What should these folk have gotten in return for their innovation? I am not at all familiar with the details, but it seems to me that anyone who is clever enough to invent something that others can use and that other appreciate enough to pay for deserve the fruits of their innovation. If you write a good novel, you can prosper, why not a convenient program utility?

One of the GPL's major goals was to prevent the like happening in the
future.  Look up the history of the MIT Lisp Machine, Symbolics, Lisp
Machines Inc., and you might come to understand the GPL better.

Exactly true, I think. I do not subscribe to the "opportunity is an evil" theory, though. Someone has to be smart enough to see an improvement and talented enough to implement it and dedicated enough to promote it. They deserve the reward.

The big projects, say Linux itself or OO or the GNU utilities, are so
complex to begin with that I don't think it would even be possible to
do that.  If someone did made a significant improvement to Linux or OO
or any other FOSS project, I think just knowing the nature of the
improvement would be enough of a revelation to allow it to be
replicated separately.

Indeed, RMS was able to duplicate the enhancements made by the Symbolics
team.  But it's a stupid waste of effort to do things twice, when
there're so many fresh things to be done.

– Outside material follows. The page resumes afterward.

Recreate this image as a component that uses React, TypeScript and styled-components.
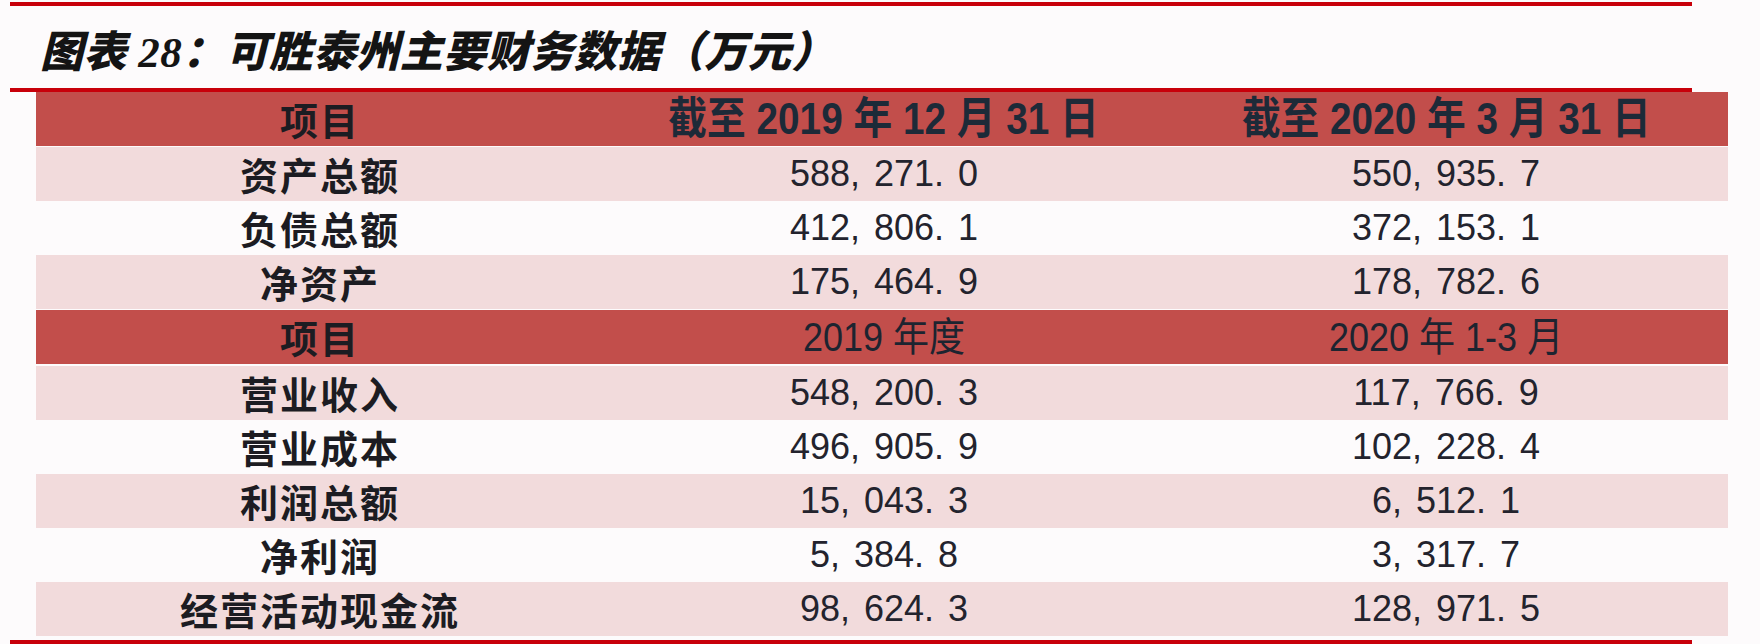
import React from "react";
import styled, { createGlobalStyle } from "styled-components";

const GlobalStyle = createGlobalStyle`
  html, body {
    margin: 0;
    padding: 0;
    background: #fdfbfc;
  }
`;

const RED_LINE = "#c8000a";
const HEAD_RED = "#c24e4b";
const PINK = "#f2dbdc";

type Tone = "head" | "pink" | "white";

interface DataRow {
  label: string;
  a: string;
  b: string;
}

const topRows: DataRow[] = [
  { label: "资产总额", a: "588,271.0", b: "550,935.7" },
  { label: "负债总额", a: "412,806.1", b: "372,153.1" },
  { label: "净资产", a: "175,464.9", b: "178,782.6" }
];

const bottomRows: DataRow[] = [
  { label: "营业收入", a: "548,200.3", b: "117,766.9" },
  { label: "营业成本", a: "496,905.9", b: "102,228.4" },
  { label: "利润总额", a: "15,043.3", b: "6,512.1" },
  { label: "净利润", a: "5,384.8", b: "3,317.7" },
  { label: "经营活动现金流", a: "98,624.3", b: "128,971.5" }
];

function Num({ value }: { value: string }) {
  const parts = value.split(/([,.])/);
  return (
    <>
      {parts.map((p, i) =>
        p === "," || p === "." ? <Punct key={i}>{p}</Punct> : <span key={i}>{p}</span>
      )}
    </>
  );
}

export default function App() {
  return (
    <Page>
      <GlobalStyle />
      <Rule />
      <Title>图表 28：可胜泰州主要财务数据（万元）</Title>
      <Rule />
      <Table>
        <Row $tone="head" $gapAfter={1}>
          <Label>项目</Label>
          <Cell>
            <HeadText>截至 2019 年 12 月 31 日</HeadText>
          </Cell>
          <Cell>
            <HeadText>截至 2020 年 3 月 31 日</HeadText>
          </Cell>
        </Row>
        {topRows.map((r, i) => (
          <Row key={r.label} $tone={i % 2 === 0 ? "pink" : "white"} $gapAfter={i === 2 ? 1 : 0}>
            <Label>{r.label}</Label>
            <Value><Num value={r.a} /></Value>
            <Value><Num value={r.b} /></Value>
          </Row>
        ))}
        <Row $tone="head" $gapAfter={2}>
          <Label>项目</Label>
          <Cell>
            <PlainHead>2019 年度</PlainHead>
          </Cell>
          <Cell>
            <PlainHead>2020 年 1-3 月</PlainHead>
          </Cell>
        </Row>
        {bottomRows.map((r, i) => (
          <Row key={r.label} $tone={i % 2 === 0 ? "pink" : "white"} $gapAfter={0}>
            <Label>{r.label}</Label>
            <Value><Num value={r.a} /></Value>
            <Value><Num value={r.b} /></Value>
          </Row>
        ))}
      </Table>
      <Rule $bottom />
    </Page>
  );
}

const Page = styled.div`
  width: 1760px;
  height: 644px;
  padding-top: 2px;
  box-sizing: border-box;
  overflow: hidden;
  display: flex;
  flex-direction: column;
`;

const Rule = styled.div<{ $bottom?: boolean }>`
  margin-left: 10px;
  margin-top: ${(p) => (p.$bottom ? "4px" : "0")};
  width: 1682px;
  height: 4px;
  flex-shrink: 0;
  background: ${RED_LINE};
`;

const Title = styled.div`
  height: 82px;
  display: flex;
  align-items: center;
  padding-left: 40px;
  padding-top: 2px;
  box-sizing: border-box;
  font-family: "Liberation Serif", "Noto Sans CJK SC", serif;
  font-size: 43px;
  font-weight: 900;
  font-style: italic;
  color: #141414;
  letter-spacing: 0.5px;
`;

const Table = styled.div`
  margin-left: 36px;
  width: 1692px;
  display: flex;
  flex-direction: column;
`;

const Row = styled.div<{ $tone: Tone; $gapAfter: number }>`
  height: 54px;
  margin-bottom: ${(p) => p.$gapAfter}px;
  display: grid;
  grid-template-columns: 568px 560px 564px;
  align-items: center;
  background: ${(p) =>
    p.$tone === "head" ? HEAD_RED : p.$tone === "pink" ? PINK : "transparent"};
`;

const Cell = styled.div`
  display: flex;
  justify-content: center;
`;

const Label = styled.div`
  text-align: center;
  font-family: "Noto Sans CJK SC", sans-serif;
  font-weight: 700;
  font-size: 38px;
  letter-spacing: 2px;
  color: #1c1c22;
  line-height: 1;
`;

const HeadText = styled.span`
  display: inline-block;
  white-space: nowrap;
  font-family: "Liberation Sans", Arial, "Noto Sans CJK SC", sans-serif;
  font-weight: 700;
  font-size: 44px;
  color: #1d2a38;
  line-height: 1;
  transform: scaleX(0.88);
`;

const PlainHead = styled.span`
  display: inline-block;
  white-space: nowrap;
  font-family: "Liberation Sans", Arial, "Noto Sans CJK SC", sans-serif;
  font-weight: 400;
  font-size: 40px;
  color: #1d2430;
  line-height: 1;
  transform: scaleX(0.9);
`;

const Value = styled.div`
  text-align: center;
  font-family: "Liberation Sans", Arial, sans-serif;
  font-size: 36px;
  color: #23232d;
  line-height: 1;
`;

const Punct = styled.span`
  display: inline-block;
  width: 24px;
  text-align: left;
`;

My view is that the history of FOSS is pretty much duplicating something that is proprietary. I am sure there have been one or two things spring up on their own, but I can't think of any offhand. Can you?

Stallman seems to see profits from innovation as something to eradicate. His reaction to Sybolics success was to try to put them out of business. That seems even more stupid. There are a thousand contributors to Linux, but there are tens of millions of users. That seems unbalanced to me.